Сравнительно недавно в Крыму без всякой огласки и без согласования с населением, а значит, и без согласия населения, поспешно переименовали почти все города, села и поселения, за исключением приморских.
В новых названиях нет и намека на природу или историю Крыма. Новейшая карта Крыма пестрит топорными, безличными, а то и просто нелепыми названиями.
Например, в Крыму, где нет и сроду не было земляники, появилось название: «Земляничное». Что Земляничное? Мыло? Или мороженое? Или варенье?
Исчезли имена, связанные с жизнью в Крыму многих наших великих людей.
Этот случай с переименованиями свидетельствует об отсутствии первичной культуры, пренебрежении к народу, к стране и, конечно, об отсутствии выдумки и воображения.
Мы будем сотни лет ломать себе язык на всяких Ивано-Франковсках, тогда как Вертушинка всегда будет легко звенеть и литься, и свободно и широко, по-северному на «о», к примеру, будет произноситься Вологда.
Над оврагами Вертушинки стоял просторный бревенчатый дом, принадлежавший некогда писателю Вуколу Лаврову.
После революции там устроили дом отдыха для писателей. Назывался он «Малеевка».
Я поехал в Малеевку на три месяца, чтобы отдохнуть и окрепнуть после болезни.
Впервые я попал в дом отдыха и стал так тесно жить рядом с несколькими писателями. В первое время я стеснялся, дичился, но был счастлив, что у меня после многих лет житейского неустройства есть, хотя бы и временно, теплая и светлая комната с хорошим письменным столом, маленьким камином, коврами и креслами, в которых можно было читать и дремать.
Моим соседом по столику в столовой оказался жизнерадостный и общительный писатель Сергей Буданцев. Он учил меня играть в бильярд на маленьком столе, затянутом не зеленым, как полагается, а серым солдатским сукном. Оно было во многих местах заштопано. Бильярд стоял на открытой веранде. За ночь его густо засыпало сентябрьским палым листом и сухой хвоей. Прежде чем начинать неизменную «американку», самые отчаянные бильярдисты — драматург Шкваркин, Буданцев и Эмиль Миндлин — тщательно сметали с бильярда осенний мусор.
Если на столе оставалась хотя бы одна хвоинка, рыцарски вежливый и точный Шкваркин наотрез отказывался играть. По его словам, даже ничтожный пух от крыла какой-нибудь сойки или синицы мог сбить шар с верного направления и испортить самый блестящий удар.

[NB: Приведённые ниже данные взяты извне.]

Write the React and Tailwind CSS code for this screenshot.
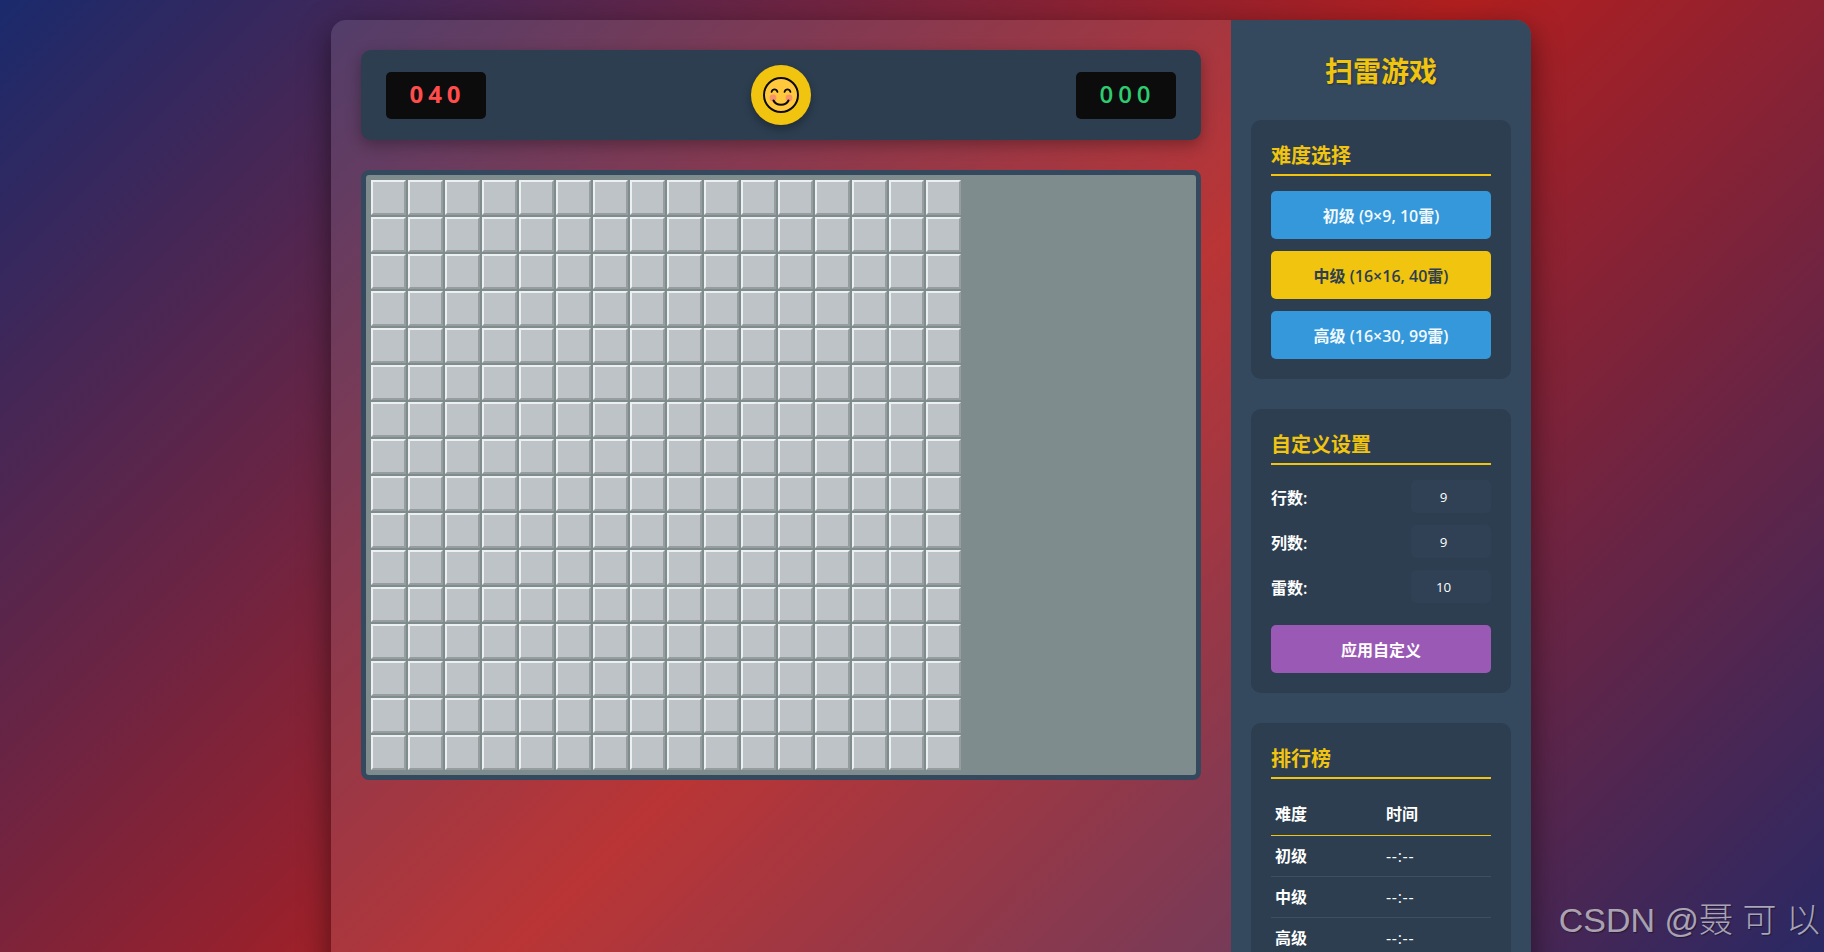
const FONT = "font-['Open_Sans','Noto_Sans_CJK_SC',sans-serif]";

const cells = Array.from({ length: 256 }, (_, i) => i);
const leaderboard = ["初级", "中级", "高级"];
const customFields = [
  { label: "行数:", value: 9 },
  { label: "列数:", value: 9 },
  { label: "雷数:", value: 10 },
];

function Smiley() {
  return (
    <svg width="36" height="36" viewBox="0 0 36 36" fill="none">
      <circle cx="18" cy="18" r="17" fill="#ffc83d" stroke="#0b0b0b" strokeWidth="2" />
      <circle cx="10" cy="21" r="3.4" fill="#f79468" />
      <circle cx="26" cy="21" r="3.4" fill="#f79468" />
      <path d="M8.5 15c1-3.4 5-3.4 6 0" stroke="#0b0b0b" strokeWidth="1.7" strokeLinecap="round" />
      <path d="M21.5 15c1-3.4 5-3.4 6 0" stroke="#0b0b0b" strokeWidth="1.7" strokeLinecap="round" />
      <path d="M10.5 23.5c2.5 5.6 12.5 5.6 15 0" stroke="#0b0b0b" strokeWidth="2" strokeLinecap="round" />
    </svg>
  );
}

function Counter({ value, className }) {
  return (
    <div
      className={`flex h-[47px] w-[100px] items-center justify-center rounded-[5px] bg-[#0c0c0c] pb-[2px] pl-[3px] font-['Open_Sans',sans-serif] text-[24px] tracking-[5px] ${className}`}
    >
      {value}
    </div>
  );
}

function PanelTitle({ children }) {
  return (
    <h3 className="mb-[15px] border-b-2 border-[#f1c40f] pt-[1px] pb-[4px] text-[20px] leading-[29px] font-bold text-[#f1c40f]">
      {children}
    </h3>
  );
}

function LevelButton({ children, active }) {
  return (
    <button
      type="button"
      className={`h-[48px] w-full rounded-[5px] pt-[2px] text-[16px] font-semibold ${
        active ? "bg-[#f1c40f] font-bold text-[#2c3e50]" : "bg-[#3498db] text-[#f2f8fc]"
      }`}
    >
      {children}
    </button>
  );
}

export default function App() {
  return (
    <div className={`relative h-screen overflow-hidden ${FONT}`}>
      <div className="h-[1100px] bg-[linear-gradient(135deg,#1a2a6c,#b21f1f,#1a2a6c)] pt-5 pl-[331px]">
        <div className="flex w-[1200px] overflow-hidden rounded-[15px] bg-white/10 shadow-[0_10px_30px_rgba(0,0,0,0.5)]">
          <main className="w-[900px] p-[30px]">
            <div className="mb-[30px] flex h-[90px] items-center justify-between rounded-[10px] bg-[#2c3e50] px-[25px] shadow-[0_5px_15px_rgba(0,0,0,0.3)]">
              <Counter value="040" className="font-bold text-[#ff4d4d]" />
              <button
                type="button"
                className="flex h-[60px] w-[60px] items-center justify-center rounded-full bg-[#f1c40f] shadow-[0_4px_8px_rgba(0,0,0,0.3)]"
              >
                <Smiley />
              </button>
              <Counter value="000" className="font-semibold text-[#2ecc71]" />
            </div>

            <div className="rounded-[8px] border-[5px] border-[#34495e] bg-[#7f8c8d] p-[5px]">
              <div className="grid w-[590px] grid-cols-[repeat(16,35px)] gap-[2px]">
                {cells.map((i) => (
                  <div
                    key={i}
                    className="h-[35px] w-[35px] border-2 border-t-[#ecf0f1] border-r-[#979c9e] border-b-[#979c9e] border-l-[#ecf0f1] bg-[#bdc3c7]"
                  />
                ))}
              </div>
            </div>
          </main>

          <aside className="w-[300px] bg-[#34495e] px-5 pt-[30px] pb-5 text-white">
            <h1 className="mb-[28px] text-center text-[28px] leading-[42px] font-bold text-[#f1c40f] [text-shadow:1px_1px_2px_rgba(0,0,0,0.3)]">
              扫雷游戏
            </h1>

            <section className="mb-[30px] rounded-[10px] bg-[#2c3e50] p-5">
              <PanelTitle>难度选择</PanelTitle>
              <div className="flex flex-col gap-3">
                <LevelButton>初级 (9×9, 10雷)</LevelButton>
                <LevelButton active>中级 (16×16, 40雷)</LevelButton>
                <LevelButton>高级 (16×30, 99雷)</LevelButton>
              </div>
            </section>

            <section className="mb-[30px] rounded-[10px] bg-[#2c3e50] p-5">
              <PanelTitle>自定义设置</PanelTitle>
              <div className="flex flex-col gap-3">
                {customFields.map((field) => (
                  <label key={field.label} className="flex items-center justify-between text-[16px] font-semibold">
                    <span className="pt-[2px]">{field.label}</span>
                    <input
                      type="number"
                      defaultValue={field.value}
                      className="h-[33px] w-[80px] rounded-[5px] bg-[#304155] text-center text-[13.33px] font-medium text-white outline-none"
                    />
                  </label>
                ))}
              </div>
              <button
                type="button"
                className="mt-[22px] h-[48px] w-full rounded-[5px] bg-[#9b59b6] pt-[2px] text-[16px] font-semibold text-white"
              >
                应用自定义
              </button>
            </section>

            <section className="rounded-[10px] bg-[#2c3e50] p-5">
              <PanelTitle>排行榜</PanelTitle>
              <table className="w-full table-fixed border-collapse text-left text-[16px]">
                <thead>
                  <tr className="h-[41px] border-b border-[#f1c40f]">
                    <th className="px-[4px] font-bold text-white">难度</th>
                    <th className="px-[5px] font-bold text-white">时间</th>
                  </tr>
                </thead>
                <tbody>
                  {leaderboard.map((level) => (
                    <tr key={level} className="h-[41px] border-b border-[#3f4f61]">
                      <td className="px-[4px] font-semibold">{level}</td>
                      <td className="px-[5px] tracking-[0.7px]">--:--</td>
                    </tr>
                  ))}
                </tbody>
              </table>
            </section>
          </aside>
        </div>
      </div>

      <div className="absolute right-[4px] bottom-[15px] font-['Liberation_Sans','Noto_Sans_CJK_SC',sans-serif] text-[34px] leading-none font-light text-white/60 [text-shadow:1px_1px_1px_rgba(0,0,0,0.4)]">
        CSDN @聂 可 以
      </div>
    </div>
  );
}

Играли на этом многострадальном бильярде в любую погоду — и в вёдро и в дождь. В дождь сукно на бильярде промокало так сильно, что шары, ударяясь друг о друга, выбивали из него фонтаны воды. Игроки ходили мокрые от брызг, но это их не огорчало — азарт преодолевал все.
Вокруг бильярда весь день сидели «болельщики» (тогда впервые появилось это новое слово) и любители поговорить и «потрепаться».
Первое место среди разговорщиков занимал Сергей Буданцев — плотный шутливый человек с веселым и добрым блеском глаз под хрустально-чистыми окулярами.
Его рассказы не прекращались с утра и до позднего вечера. Память и способность к ассоциациям у него были необыкновенные. Любое слово тотчас вызывало рассказ, анекдот, воспоминание.
Буданцев был человеком шипучим и легким. Вся сила его таланта, как мне казалось, уходила на разговоры. Для того чтобы писать, почти не оставалось времени. Может быть, этим и объясняется то обстоятельство, что Буданцев мало писал и редко печатался.
Самым опасным по отношению к себе, как к писателю, было у Буданцева его свойство охотно и подробно рассказывать замыслы своих еще не написанных вещей и притом рассказывать замечательно. У него постепенно накапливался целый цикл таких отработанных и отделанных до последней черточки устных глав и новелл. Сгоряча казалось, что стоит только записать все эти главы — и книга будет готова.
Но на деле оказывалось, что все обстоит совершенно не так: устный рассказ, перенесенный на бумагу, бледнел и умирал. Может быть, потому, что Буданцеву было интереснее его рассказывать, чем писать. Было невозможно перенести на бумагу те богатые интонации и ту мимику, какими в совершенстве владел Буданцев.
С тех пор я понял сдержанность многих писателей в рассказах о том, что они собираются писать, понял, что выбалтывание еще не созданных вещей может быть просто опасным.
Буданцев одним из первых погиб в Чукотских лагерях.
Александр Бек писал в Малеевке книгу о знаменитом доменщике Курако.
Всех поражал придуманный Беком способ работы над книгами. Прежде всего, Бек, найдя свою тему, по его словам, «золотую жилу», определял главного героя и круг людей, необходимых ему для очередной книги. Это всегда были реальные люди.